Fort Boise Replica & Museum (US)

Member of EXARC
No

First explorations in the area around what now is Parma for a suitable location for a fur trading post took already place in 1811. In the next decade, several attempts to set up an outpost failed because of hostile natives.

In the fall of 1834, Thomas McKay, a veteran leader of the annual Hudson's Bay Company (HBC) Snake Country brigades, built Fort Boise as competition for nearby Fort Hall further east on the Snake River. Although Fort Boise may technically have been built as a private venture of Thomas McKay, it was fully backed and supported by the Hudson Bay Company who took over in 1836. From 1836-1837 onward, Old Fort Boise became an important supply post along the Oregon Trail. The post was a major stop for the wagon trains crossing the Snake River into Oregon.

Wade House (US)

Member of EXARC
No

In 1844, Sylvanus Wade moved his family to the Greenbush area, where he purchased several hundred acres of land with the intent of building a town. A three-story wooden Greek Revival house was built between 1848 and 1851.

Today it is listed on the National Register of Historic Places, is part of the Wade House Historic Site, a historical museum operated by the Wisconsin Historical Society. Live historic interpreters, wearing period-style clothing, populate the park during summer operations.

Tannenbaum Historic Park (US)

Member of EXARC
No

When the British army of Lord Charles, Earl Cornwallis, moved into action at the Battle of Guilford Courthouse in 1781, it formed its lines on the farm of Joseph Hoskins. Part of his lands are now preserved at Tannebaum Historic Park in Greensboro, North Carolina.

Today, Tannenbaum Historic Park (also known as the Hoskins House Historic District) preserves a remnant of the 150-acre farmstead of Joseph Hoskins. Outside the museum facility, a short paved pathway leads to the restored Hoskins Farm complex.

Somerset Place (US)

Member of EXARC
No

Somerset Place is a representative state historic site offering a comprehensive and realistic view of 19th-century life on a large North Carolina plantation. The plantation was in use for 80 years (1785-1865). By the mid-19th century, the plantation counted over 50 buildings.

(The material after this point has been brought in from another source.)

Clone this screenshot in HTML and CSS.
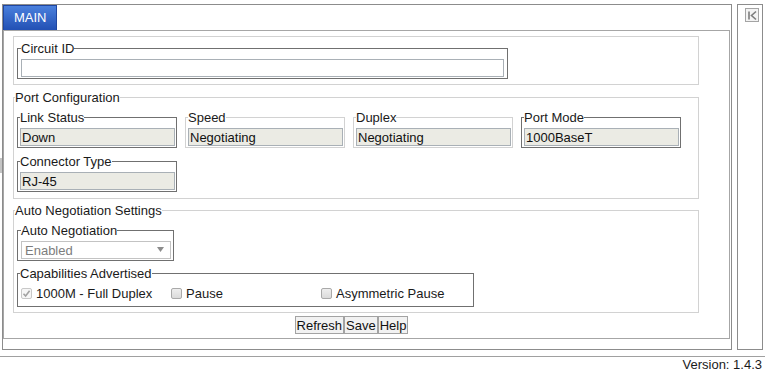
FILE: index.html
```html
<!DOCTYPE html>
<html lang="en">
<head>
  <meta charset="UTF-8">
  <title>Port Settings</title>
  <link rel="stylesheet" href="styles.css">
</head>
<body>
  <div class="grip"></div>

  <div class="page">
    <!-- main frame with tab -->
    <div class="frame">
      <div class="tabs">
        <span class="tab">MAIN</span>
      </div>

      <div class="panel">
        <!-- CIRCUIT ID -->
        <div class="group first">
          <fieldset class="field dark circuit">
            <legend>Circuit ID</legend>
            <input type="text" class="text edit">
          </fieldset>
        </div>

        <!-- PORT CONFIGURATION -->
        <fieldset class="group ports">
          <legend>Port Configuration</legend>
          <div class="fields">
            <fieldset class="field dark">
              <legend>Link Status</legend>
              <input type="text" class="text" value="Down" readonly>
            </fieldset>
            <fieldset class="field light">
              <legend>Speed</legend>
              <input type="text" class="text" value="Negotiating" readonly>
            </fieldset>
            <fieldset class="field light">
              <legend>Duplex</legend>
              <input type="text" class="text" value="Negotiating" readonly>
            </fieldset>
            <fieldset class="field dark">
              <legend>Port Mode</legend>
              <input type="text" class="text" value="1000BaseT" readonly>
            </fieldset>
            <fieldset class="field dark">
              <legend>Connector Type</legend>
              <input type="text" class="text" value="RJ-45" readonly>
            </fieldset>
          </div>
        </fieldset>

        <!-- AUTO NEGOTIATION -->
        <fieldset class="group auto">
          <legend>Auto Negotiation Settings</legend>
          <div class="stack">
            <fieldset class="field dark autoneg">
              <legend>Auto Negotiation</legend>
              <div class="select-wrap">
                <select class="select" disabled>
                  <option>Enabled</option>
                </select>
                <svg class="arrow" width="7" height="5" viewBox="0 0 7 5">
                  <polygon points="0,0 7,0 3.5,5" fill="#8c8c8c"/>
                </svg>
              </div>
            </fieldset>
            <fieldset class="field dark caps">
              <legend>Capabilities Advertised</legend>
              <div class="checks">
                <label class="check">
                  <span class="box on">
                    <svg width="9" height="9" viewBox="0 0 9 9">
                      <polyline points="1.5,4.8 3.6,7 7.6,1.8" fill="none" stroke="#a2a2a2" stroke-width="1.6"/>
                    </svg>
                  </span>
                  1000M - Full Duplex
                </label>
                <label class="check"><span class="box"></span>Pause</label>
                <label class="check"><span class="box"></span>Asymmetric Pause</label>
              </div>
            </fieldset>
          </div>
        </fieldset>

        <div class="buttons">
          <button type="button">Refresh</button>
          <button type="button">Save</button>
          <button type="button">Help</button>
        </div>
      </div>
    </div>

    <!-- collapsed side panel -->
    <div class="side">
      <button class="collapse" type="button" title="Collapse">
        <svg width="11" height="11" viewBox="0 0 11 11" fill="none" stroke="#7c7c7c" stroke-width="1.6">
          <line x1="2" y1="1.5" x2="2" y2="9.5"/>
          <polyline points="9,1.5 4.5,5.5 9,9.5"/>
        </svg>
      </button>
    </div>
  </div>

  <div class="footer">Version: 1.4.3</div>
</body>
</html>
```

FILE: styles.css
```css
* {
  box-sizing: border-box;
}

body {
  margin: 0;
  font: 13px/15px "Liberation Sans", Arial, sans-serif;
  color: #1a1a1a;
  background: #fff;
}

.grip {
  position: absolute;
  left: 0;
  top: 158px;
  width: 2px;
  height: 15px;
  background: #c4c4c4;
}

.page {
  display: flex;
  align-items: flex-start;
  gap: 5px;
  padding: 4px 0 0 2px;
}

.frame {
  width: 730px;
  height: 346px;
  border: 1px solid #8c8c8c;
}

.tabs {
  display: flex;
  height: 25px;
}

.tab {
  height: 25px;
  padding: 0 9px 0 10px;
  border: 1px solid #1f46a0;
  border-bottom: 0;
  background: linear-gradient(#4a80dd, #2250b4);
  color: #fff;
  line-height: 24px;
}

.panel {
  height: 309px;
  margin-right: 1px;
  border: 1px solid #a6a6a6;
  padding: 5px 0 0 9px;
}

/* outer light boxes */
.group {
  width: 686px;
  min-width: 0;
  margin: 0;
  border: 1px solid #d2d2d2;
}

.group > legend {
  padding: 0;
}

.group.first {
  padding: 4px 0 5px 3px;
  margin-bottom: 5px;
}

.group.ports {
  padding: 5px 0 6px 1px;
  margin-bottom: 4px;
}

.group.auto {
  padding: 5px 0 5px 1px;
}

/* inner boxes */
.field {
  min-width: 0;
  margin: 0;
  padding: 3px 1px 1px 2px;
  border: 1px solid #707070;
}

.field legend {
  padding: 0;
}

.field.light {
  border-color: #d2d2d2;
}

.field.circuit {
  width: 491px;
  padding: 3px 3px 1px 3px;
}

.fields {
  display: flex;
  flex-wrap: wrap;
  gap: 6px 8px;
  margin-left: 2px;
}

.fields .field {
  width: 160px;
}

.stack {
  display: flex;
  flex-direction: column;
  align-items: flex-start;
  gap: 5px;
  margin-left: 2px;
}

.field.autoneg {
  width: 157px;
  padding: 3px 2px 1px 3px;
}

.field.caps {
  width: 457px;
  padding: 3px 2px 3px 2px;
}

.text {
  display: block;
  width: 100%;
  height: 18px;
  margin: 0;
  padding: 0 1px;
  border: 1px solid #a9b0b6;
  background: #ebebe4;
  font: inherit;
  color: #111;
  outline: none;
}

.text.edit {
  background: #fff;
}

.select-wrap {
  position: relative;
}

.select {
  display: block;
  width: 100%;
  height: 18px;
  margin: 0;
  padding: 0 3px;
  border: 1px solid #c3c3c3;
  border-radius: 0;
  background: #fff;
  font: inherit;
  color: #7d7d7d;
  appearance: none;
  -webkit-appearance: none;
  opacity: 1;
}

.arrow {
  position: absolute;
  right: 7px;
  top: 6px;
}

.checks {
  display: grid;
  grid-template-columns: 150px 150px 150px;
  height: 19px;
  align-items: center;
}

.check {
  display: flex;
  align-items: center;
  white-space: nowrap;
}

.box {
  width: 11px;
  height: 11px;
  margin: 0 4px 0 1px;
  border: 1px solid #a9a9a9;
  border-radius: 2px;
  background: linear-gradient(#eeeeee, #dadada);
}

.box.on {
  display: flex;
  align-items: center;
  justify-content: center;
  border-color: #c8c8c8;
  background: #f6f6f6;
}

.buttons {
  display: flex;
  justify-content: center;
  width: 686px;
  padding-right: 9px;
  margin-top: 3px;
}

.buttons button {
  height: 18px;
  margin: 0;
  padding: 0 1px;
  border: 1px solid #a3a3a3;
  border-radius: 0;
  background: #f2f2f2;
  font: inherit;
  line-height: 15px;
  color: #111;
}

.side {
  width: 26px;
  height: 346px;
  border: 1px solid #8c8c8c;
  padding: 3px 0 0 7px;
}

.collapse {
  display: flex;
  align-items: center;
  justify-content: center;
  width: 14px;
  height: 14px;
  padding: 0;
  border: 1px solid #a4a4a4;
  border-radius: 0;
  background: #f3f3f3;
}

.footer {
  margin-top: 6px;
  border-top: 1px solid #a0a0a0;
  padding-right: 3px;
  text-align: right;
}
```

With the end of the plantation system, Somerset Place plantation passed into history. The owners eventually sold and left the property.

The present-day historic site includes 31 acres, seven original 19th-century buildings. With the goal of accurately representing the lives and lifestyles of the plantation's entire antebellum community, the Department of Cultural Resources has acquired the reconstructed Overseer's House and reconstructed representative one-room and four-room homes where enslaved families once lived, along with the plantation hospital.

Fort Seminoe (US)

Member of EXARC
No

In 1852, Charles "Seminoe" Lajuenesse established a trading post on the Oregon Trail near Muddy Gap and Devil's Gate in Natrona County. The fort was abandonded in fall 1855.

The Mormons used this post as a place of refuge in 1856 while they were caught in an early blizzard at Horse Creek, located to the east of Independence Rock. This was in November 1856. The fort’s roofs provided shelter for some, and wood from collapsed buildings helped warm many others. But the small trading post was not big enough to support 500 people through a single winter storm. An unknown number of people died in the storm, most of the others reached Salt Lake City by the end of November.

Salem Pioneer Village (US)

Member of EXARC
No

Built in 1930 to mark the tercentennial of Massachusetts, Pioneer Village is America's first living history museum. The village sits on three acres of land and contains various examples of colonial architecture: dugouts, wigwams, thatched roof cottages, and the Governor's Faire House. Culinary and medicinal gardens and a blacksmith shop further interpret early 17th-century colonial life.

Pioneer Village is nestled between the woods and the ocean, a ten minute drive from downtown, in Salem's Forest River Park. The complex featured various types of early colonial dwellings including dugouts, wigwams, and thatched roof cottages. The centrepiece of the village was a recreation of the "fayre house" that had been built for Governor John Endicott after his arrival in 1628. Pioneer Village remained a popular tourist destination well into the 1950's.